Add the parsnips, celery root or turnips, potatoes, carrots, chestnuts, sage, thyme, parsley, nutmeg, soy sauce, remaining 3 teaspoons salt, remaining 1/2 teaspoon pepper, and reserved onion mixture, and stir to combine. Lower the heat to a simmer, cover, and cook until the vegetables are tender-crisp, stirring occasionally, 20 to 25 minutes.
Bake the pie:
When you are ready to bake the pie, arrange a rack in the middle of the oven and heat to 400°F. Coat a 3-quart baking dish (oval preferred, but a 9x13-inch baking dish will also work), with cooking spray. Add the hot filling, spread into an even layer, and set aside.

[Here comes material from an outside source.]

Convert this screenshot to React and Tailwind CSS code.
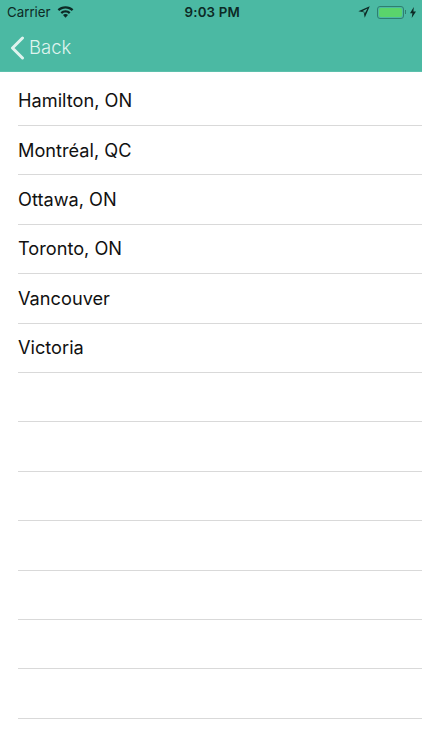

Make an egg wash by combining the egg and water in a small bowl or cup and whisking well; set aside.
Dust a work surface lightly with flour and place the puff pastry on it. With a rolling pin, roll it out to be 1 inch wider and 1 inch longer than your baking dish. Working as quickly as you can, transfer the puff pastry over the top of the filling. Brush liberally with the egg wash.
Bake until the puff pastry is a deep burnished brown and puffed, 12 to 16 minutes. Serve immediately.
Defrosting puff pastry: Puff pastry defrosting instructions vary quite a bit from company to company. The goal is to keep it as cold as possible until you use it so the fat inside stays chilled and the dough puffs. For this recipe, defrost it in the refrigerator and leave it in there until you are ready to top the pie.
Make ahead: The onion, garlic, and shallot mixture can be made in advance, covered, and refrigerated for up to 2 days. Alternatively, the entire filling can be made in advance and refrigerated, covered, for up to 2 days. Reheat before using.
Storage: The puff pastry on the pot pie is really only delicious the day it's been baked. It gets quite soggy, so if you are lucky enough to have any leftovers, you can discard the puff pastry if you like, and scoop out the filling, cover, and refrigerate it. Enjoy it over pasta, rice, couscous, or any simply cooked whole grain for a second-day meal.